Blue Gate Crossing could have been formulaic fluff, but Yee avoids sentimentality and easy answers every step of the way. The naturalistic acting of all three leads gives them a warm empathy. There are no showy, emotional scenes, just a tender display of the magnified insecurities that plague most 17-year olds. Guey and Chen are both outstanding. While Guey is less conventionally pretty than Liang, her body language and silent stubbornness give her a more evocative presence. Chen looks like a goof with his spiky hair and an adorable set of dimples. As he plays Zheng, he’s not the brightest bulb either, but there’s a well-meaning, sincere soul lurking underneath. When Kerou and Shihao engage in a shoving match among rows and rows of empty chairs, their emotions find a physical outlet that they can’t articulate verbally. It is simultaneously funny and heartbreaking.

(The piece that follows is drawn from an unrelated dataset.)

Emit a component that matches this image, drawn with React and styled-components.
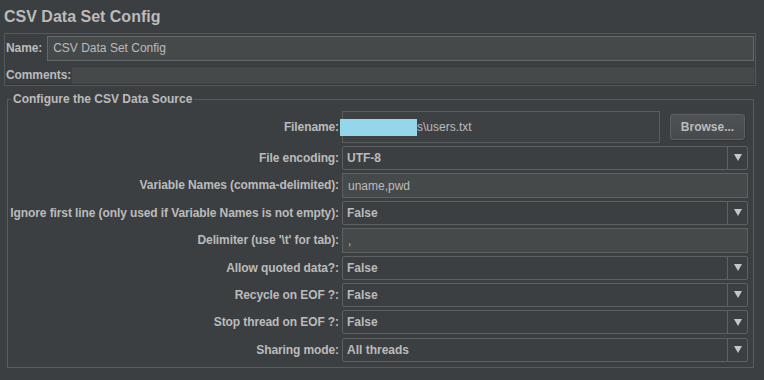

Yee choreographs it all with effortless grace. He opts for a different kind of formalism than his compatriots, Taiwan’s big three directors – Edward Yang (Yi Yi), Hou Hsiao Hsien (Goodbye South Goodbye), and Tsai Ming Liang (Rebels Of The Neon God). The influence of their master shot style on Yee is in evidence in Yee’s eye for composition and framing of his long shots, but Yee utilizes a more relaxed, less rigid minimalism. There are a lot more edits and close-ups, and Yee shows inventive skill at telling the story visually. In one inspired scene, Yuezhen points out to Kerou a classmate who has wronged her, and the film goes to a shot of the classmate walking, which according to traditional film grammar, would be from Kerou’s point-of-view. Only Yee has played a trick; in the same shot Kerou soon appears behind the girl as a silent stalker ready for vengeance. Yee also finds humor in Yuezhen’s writing Shihao’s name over and over again as an imaginary spell to make him fall in love with her.

Immeasurably aiding Yee is cinematographer Hsiang Chienn, who makes the film’s crisp, vivid colors leap off the screen. The lighting of his night shots is even more spectacular. From the immaculate rippling blue waters of a swimming pool to outdoor green gardens to street-vendor stands at sunset, Taipei has never looked so beautiful (or so clean). Composer Chris Hou also adds a beautiful classical-sounding piano score.

Blue Gate Crossing bears some resemblance to the recent and equally remarkable Raising Victor Vargas in their shared subjects of young love. However, the differences in Yee’s and Peter Sollett’s approaches, as well as the divergence in venues between modernized Taipei and New York’s Latino Lower East Side, are instructional to all aspiring filmmakers in how style and setting can impact similar subjects while inspiring illustrious artistry in different ways.